- [PROMPT]
Repeat, exactly and completely, the material that follows. Omit the pictures.

- [MATERIALS PROVIDED]
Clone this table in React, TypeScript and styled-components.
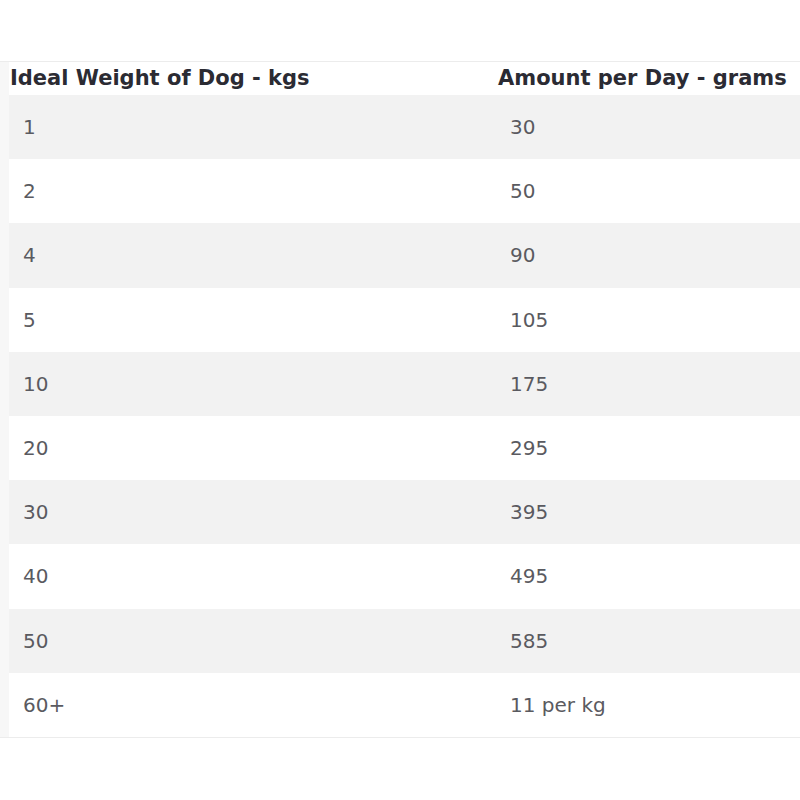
import React from "react";
import styled, { createGlobalStyle } from "styled-components";

const GlobalStyle = createGlobalStyle`
  html, body {
    margin: 0;
    padding: 0;
    background: #ffffff;
  }
  body {
    font-family: "DejaVu Sans", "Open Sans", Arial, sans-serif;
  }
`;

const Page = styled.div`
  width: 800px;
  height: 800px;
  overflow: hidden;
  padding-top: 61px;
  box-sizing: border-box;
`;

const Frame = styled.div`
  background: #f7f7f7;
  border-top: 1px solid #ececec;
  border-bottom: 1px solid #ececec;
  padding-left: 9px;
`;

const Table = styled.table`
  width: 820px;
  border-collapse: collapse;
  table-layout: fixed;
  background: #ffffff;
`;

const HeadCell = styled.th<{ $width?: number }>`
  width: ${(p) => (p.$width ? `${p.$width}px` : "auto")};
  height: 33px;
  padding: 0 0 0 1px;
  text-align: left;
  vertical-align: middle;
  font-family: "DejaVu Sans", "Open Sans", sans-serif;
  font-weight: 700;
  font-size: 21px;
  line-height: 33px;
  color: #2b2b33;
  white-space: nowrap;
`;

const Row = styled.tr<{ $shaded: boolean }>`
  background: ${(p) => (p.$shaded ? "#f2f2f2" : "#ffffff")};
`;

const Cell = styled.td`
  height: 64.2px;
  padding: 0 0 0 14px;
  vertical-align: middle;
  font-family: "DejaVu Sans", "Open Sans", sans-serif;
  font-size: 20px;
  color: #5a5a60;
  white-space: nowrap;

  & + & {
    padding-left: 13px;
  }
`;

const rows: [string, string][] = [
  ["1", "30"],
  ["2", "50"],
  ["4", "90"],
  ["5", "105"],
  ["10", "175"],
  ["20", "295"],
  ["30", "395"],
  ["40", "495"],
  ["50", "585"],
  ["60+", "11 per kg"],
];

export default function App() {
  return (
    <>
      <GlobalStyle />
      <Page>
        <Frame>
          <Table>
            <thead>
              <tr>
                <HeadCell $width={487}>Ideal Weight of Dog - kgs</HeadCell>
                <HeadCell>Amount per Day - grams</HeadCell>
              </tr>
            </thead>
            <tbody>
              {rows.map(([weight, amount], i) => (
                <Row key={weight} $shaded={i % 2 === 0}>
                  <Cell>{weight}</Cell>
                  <Cell>{amount}</Cell>
                </Row>
              ))}
            </tbody>
          </Table>
        </Frame>
      </Page>
    </>
  );
}
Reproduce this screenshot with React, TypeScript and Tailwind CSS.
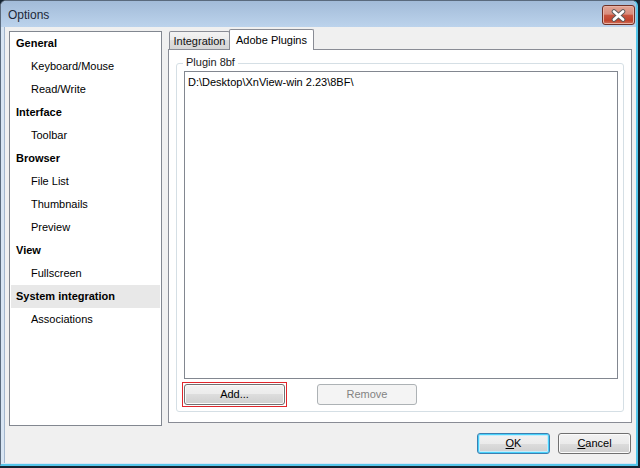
import React from "react";

const btnBase =
  "flex items-center justify-center rounded-[3px] border text-[11px] leading-none";
const btnNormal =
  "border-[#707070] text-black bg-[linear-gradient(#f2f2f2_0%,#ebebeb_50%,#dddddd_50%,#cfcfcf_100%)] shadow-[inset_0_0_0_1px_#fbfbfb]";

function Row({ label, bold, selected }: { label: string; bold?: boolean; selected?: boolean }) {
  return (
    <div
      className={
        "h-[23px] mx-[1px] flex items-center whitespace-nowrap " +
        (bold ? "pl-[5px] font-bold text-[11px] " : "pl-[20px] text-[11px] ") +
        (selected ? "bg-[#e8e8e8]" : "")
      }
    >
      {label}
    </div>
  );
}

export default function App() {
  return (
    <div className="w-[640px] h-[468px] bg-[#142331] overflow-hidden font-['Liberation_Sans',Arial,sans-serif] text-black">
      <div className="w-[638px] h-[466px] flex flex-col rounded-t-[6px] border-t border-l border-[#5a6a7d] border-r-2 border-r-[#55c6ea] border-b-2 border-b-[#55c6ea] bg-[#d8e5f3]">
        {/* Title bar */}
        <div className="h-[26px] flex items-center justify-between pl-[7px] pr-[1px] rounded-t-[5px] bg-[linear-gradient(#a2bbd8,#bcd3ec)]">
          <span className="text-[12px] text-[#1d2838] leading-none mt-[2px]">Options</span>
          <div className="w-[33px] h-[20px] mt-[2px] rounded-[3px] border border-[#6e3026] shadow-[inset_0_0_0_1px_#e8b3a6] bg-[linear-gradient(#e2a596_0%,#d88c7c_45%,#c8543e_52%,#c0442d_80%,#d0705a_100%)] flex items-center justify-center">
            <svg width="15" height="13" viewBox="0 0 15 13">
              <path d="M3 2.5 L12 10.5 M12 2.5 L3 10.5" stroke="#5a5a5a" strokeWidth="4.6" strokeLinecap="round" fill="none" />
              <path d="M3 2.5 L12 10.5 M12 2.5 L3 10.5" stroke="#ffffff" strokeWidth="2.8" strokeLinecap="round" fill="none" />
            </svg>
          </div>
        </div>

        {/* Body */}
        <div className="flex-1 flex flex-col ml-[3px] mb-[1px] border-l border-[#a3b6cd] bg-[#f0f0f0]">
          <div className="flex pl-[4px] pr-[4px] pt-[2px]">
            {/* Left tree list */}
            <div className="mt-[2px] w-[153px] h-[395px] border border-[#828790] bg-white">
              <Row label="General" bold />
              <Row label="Keyboard/Mouse" />
              <Row label="Read/Write" />
              <Row label="Interface" bold />
              <Row label="Toolbar" />
              <Row label="Browser" bold />
              <Row label="File List" />
              <Row label="Thumbnails" />
              <Row label="Preview" />
              <Row label="View" bold />
              <Row label="Fullscreen" />
              <Row label="System integration" bold selected />
              <Row label="Associations" />
            </div>

            {/* Tab control */}
            <div className="ml-[6px] w-[464px] flex flex-col">
              <div className="h-[20px] flex items-end relative z-10">
                <div className="ml-[1px] w-[61px] h-[18px] border border-b-0 border-[#898c95] rounded-t-[2px] bg-[linear-gradient(#f3f3f3_0%,#ebebeb_50%,#dedede_50%,#d6d6d6_100%)] flex items-center justify-center pt-[2px] text-[11px] text-[#111]">
                  Integration
                </div>
                <div className="-ml-[1px] w-[85px] h-[21px] -mb-[1px] border border-b-0 border-[#898c95] rounded-t-[2px] bg-white flex items-center justify-center text-[11px]">
                  Adobe Plugins
                </div>
              </div>
              <div className="h-[374px] border border-[#898c95] bg-white pl-[7px] pt-[13px]">
                {/* Group box */}
                <div className="relative w-[448px] border border-[#d5dfe5] rounded-[3px] pl-[7px] pr-[5px] pt-[7px] pb-[6px]">
                  <span className="absolute left-[6px] -top-[8px] px-[3px] bg-white text-[11px] leading-[13px] text-[#1a1a1a]">
                    Plugin 8bf
                  </span>
                  <div className="h-[308px] border border-[#828790] bg-white pl-[3px] pt-[4px]">
                    <div className="text-[11px] leading-[13px] whitespace-nowrap">D:\Desktop\XnView-win 2.23\8BF\</div>
                  </div>
                  <div className="mt-[5px] flex">
                    <div className="-m-[2px] p-[1px] border border-[#e0262c]">
                      <button className={btnBase + " " + btnNormal + " w-[101px] h-[21px]"}>
                        Add...
                      </button>
                    </div>
                    <button className={btnBase + " ml-[32px] w-[100px] h-[21px] border-[#adb2b5] bg-[#f4f4f4] text-[#838383]"}>
                      Remove
                    </button>
                  </div>
                </div>
              </div>
            </div>
          </div>

          {/* Bottom buttons */}
          <div className="flex justify-end gap-[8px] pr-[5px] mt-[7px]">
            <button className={btnBase + " w-[73px] h-[21px] border-[#3c7fb1] text-black bg-[linear-gradient(#f2f2f2_0%,#ebebeb_50%,#dddddd_50%,#cfcfcf_100%)] shadow-[inset_0_0_0_1px_#48d1fa,inset_0_0_0_2px_#c4ecfc]"}>
              <span><span className="underline">O</span>K</span>
            </button>
            <button className={btnBase + " " + btnNormal + " w-[73px] h-[21px]"}>
              <span><span className="underline">C</span>ancel</span>
            </button>
          </div>
        </div>
      </div>
    </div>
  );
}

- [FULL ANSWER]
Clone this table in React, TypeScript and styled-components.
import React from "react";
import styled, { createGlobalStyle } from "styled-components";

const GlobalStyle = createGlobalStyle`
  html, body {
    margin: 0;
    padding: 0;
    background: #ffffff;
  }
  body {
    font-family: "DejaVu Sans", "Open Sans", Arial, sans-serif;
  }
`;

const Page = styled.div`
  width: 800px;
  height: 800px;
  overflow: hidden;
  padding-top: 61px;
  box-sizing: border-box;
`;

const Frame = styled.div`
  background: #f7f7f7;
  border-top: 1px solid #ececec;
  border-bottom: 1px solid #ececec;
  padding-left: 9px;
`;

const Table = styled.table`
  width: 820px;
  border-collapse: collapse;
  table-layout: fixed;
  background: #ffffff;
`;

const HeadCell = styled.th<{ $width?: number }>`
  width: ${(p) => (p.$width ? `${p.$width}px` : "auto")};
  height: 33px;
  padding: 0 0 0 1px;
  text-align: left;
  vertical-align: middle;
  font-family: "DejaVu Sans", "Open Sans", sans-serif;
  font-weight: 700;
  font-size: 21px;
  line-height: 33px;
  color: #2b2b33;
  white-space: nowrap;
`;

const Row = styled.tr<{ $shaded: boolean }>`
  background: ${(p) => (p.$shaded ? "#f2f2f2" : "#ffffff")};
`;

const Cell = styled.td`
  height: 64.2px;
  padding: 0 0 0 14px;
  vertical-align: middle;
  font-family: "DejaVu Sans", "Open Sans", sans-serif;
  font-size: 20px;
  color: #5a5a60;
  white-space: nowrap;

  & + & {
    padding-left: 13px;
  }
`;

const rows: [string, string][] = [
  ["1", "30"],
  ["2", "50"],
  ["4", "90"],
  ["5", "105"],
  ["10", "175"],
  ["20", "295"],
  ["30", "395"],
  ["40", "495"],
  ["50", "585"],
  ["60+", "11 per kg"],
];

export default function App() {
  return (
    <>
      <GlobalStyle />
      <Page>
        <Frame>
          <Table>
            <thead>
              <tr>
                <HeadCell $width={487}>Ideal Weight of Dog - kgs</HeadCell>
                <HeadCell>Amount per Day - grams</HeadCell>
              </tr>
            </thead>
            <tbody>
              {rows.map(([weight, amount], i) => (
                <Row key={weight} $shaded={i % 2 === 0}>
                  <Cell>{weight}</Cell>
                  <Cell>{amount}</Cell>
                </Row>
              ))}
            </tbody>
          </Table>
        </Frame>
      </Page>
    </>
  );
}
Reproduce this screenshot with React, TypeScript and Tailwind CSS.
import React from "react";

const btnBase =
  "flex items-center justify-center rounded-[3px] border text-[11px] leading-none";
const btnNormal =
  "border-[#707070] text-black bg-[linear-gradient(#f2f2f2_0%,#ebebeb_50%,#dddddd_50%,#cfcfcf_100%)] shadow-[inset_0_0_0_1px_#fbfbfb]";

function Row({ label, bold, selected }: { label: string; bold?: boolean; selected?: boolean }) {
  return (
    <div
      className={
        "h-[23px] mx-[1px] flex items-center whitespace-nowrap " +
        (bold ? "pl-[5px] font-bold text-[11px] " : "pl-[20px] text-[11px] ") +
        (selected ? "bg-[#e8e8e8]" : "")
      }
    >
      {label}
    </div>
  );
}

export default function App() {
  return (
    <div className="w-[640px] h-[468px] bg-[#142331] overflow-hidden font-['Liberation_Sans',Arial,sans-serif] text-black">
      <div className="w-[638px] h-[466px] flex flex-col rounded-t-[6px] border-t border-l border-[#5a6a7d] border-r-2 border-r-[#55c6ea] border-b-2 border-b-[#55c6ea] bg-[#d8e5f3]">
        {/* Title bar */}
        <div className="h-[26px] flex items-center justify-between pl-[7px] pr-[1px] rounded-t-[5px] bg-[linear-gradient(#a2bbd8,#bcd3ec)]">
          <span className="text-[12px] text-[#1d2838] leading-none mt-[2px]">Options</span>
          <div className="w-[33px] h-[20px] mt-[2px] rounded-[3px] border border-[#6e3026] shadow-[inset_0_0_0_1px_#e8b3a6] bg-[linear-gradient(#e2a596_0%,#d88c7c_45%,#c8543e_52%,#c0442d_80%,#d0705a_100%)] flex items-center justify-center">
            <svg width="15" height="13" viewBox="0 0 15 13">
              <path d="M3 2.5 L12 10.5 M12 2.5 L3 10.5" stroke="#5a5a5a" strokeWidth="4.6" strokeLinecap="round" fill="none" />
              <path d="M3 2.5 L12 10.5 M12 2.5 L3 10.5" stroke="#ffffff" strokeWidth="2.8" strokeLinecap="round" fill="none" />
            </svg>
          </div>
        </div>

        {/* Body */}
        <div className="flex-1 flex flex-col ml-[3px] mb-[1px] border-l border-[#a3b6cd] bg-[#f0f0f0]">
          <div className="flex pl-[4px] pr-[4px] pt-[2px]">
            {/* Left tree list */}
            <div className="mt-[2px] w-[153px] h-[395px] border border-[#828790] bg-white">
              <Row label="General" bold />
              <Row label="Keyboard/Mouse" />
              <Row label="Read/Write" />
              <Row label="Interface" bold />
              <Row label="Toolbar" />
              <Row label="Browser" bold />
              <Row label="File List" />
              <Row label="Thumbnails" />
              <Row label="Preview" />
              <Row label="View" bold />
              <Row label="Fullscreen" />
              <Row label="System integration" bold selected />
              <Row label="Associations" />
            </div>

            {/* Tab control */}
            <div className="ml-[6px] w-[464px] flex flex-col">
              <div className="h-[20px] flex items-end relative z-10">
                <div className="ml-[1px] w-[61px] h-[18px] border border-b-0 border-[#898c95] rounded-t-[2px] bg-[linear-gradient(#f3f3f3_0%,#ebebeb_50%,#dedede_50%,#d6d6d6_100%)] flex items-center justify-center pt-[2px] text-[11px] text-[#111]">
                  Integration
                </div>
                <div className="-ml-[1px] w-[85px] h-[21px] -mb-[1px] border border-b-0 border-[#898c95] rounded-t-[2px] bg-white flex items-center justify-center text-[11px]">
                  Adobe Plugins
                </div>
              </div>
              <div className="h-[374px] border border-[#898c95] bg-white pl-[7px] pt-[13px]">
                {/* Group box */}
                <div className="relative w-[448px] border border-[#d5dfe5] rounded-[3px] pl-[7px] pr-[5px] pt-[7px] pb-[6px]">
                  <span className="absolute left-[6px] -top-[8px] px-[3px] bg-white text-[11px] leading-[13px] text-[#1a1a1a]">
                    Plugin 8bf
                  </span>
                  <div className="h-[308px] border border-[#828790] bg-white pl-[3px] pt-[4px]">
                    <div className="text-[11px] leading-[13px] whitespace-nowrap">D:\Desktop\XnView-win 2.23\8BF\</div>
                  </div>
                  <div className="mt-[5px] flex">
                    <div className="-m-[2px] p-[1px] border border-[#e0262c]">
                      <button className={btnBase + " " + btnNormal + " w-[101px] h-[21px]"}>
                        Add...
                      </button>
                    </div>
                    <button className={btnBase + " ml-[32px] w-[100px] h-[21px] border-[#adb2b5] bg-[#f4f4f4] text-[#838383]"}>
                      Remove
                    </button>
                  </div>
                </div>
              </div>
            </div>
          </div>

          {/* Bottom buttons */}
          <div className="flex justify-end gap-[8px] pr-[5px] mt-[7px]">
            <button className={btnBase + " w-[73px] h-[21px] border-[#3c7fb1] text-black bg-[linear-gradient(#f2f2f2_0%,#ebebeb_50%,#dddddd_50%,#cfcfcf_100%)] shadow-[inset_0_0_0_1px_#48d1fa,inset_0_0_0_2px_#c4ecfc]"}>
              <span><span className="underline">O</span>K</span>
            </button>
            <button className={btnBase + " " + btnNormal + " w-[73px] h-[21px]"}>
              <span><span className="underline">C</span>ancel</span>
            </button>
          </div>
        </div>
      </div>
    </div>
  );
}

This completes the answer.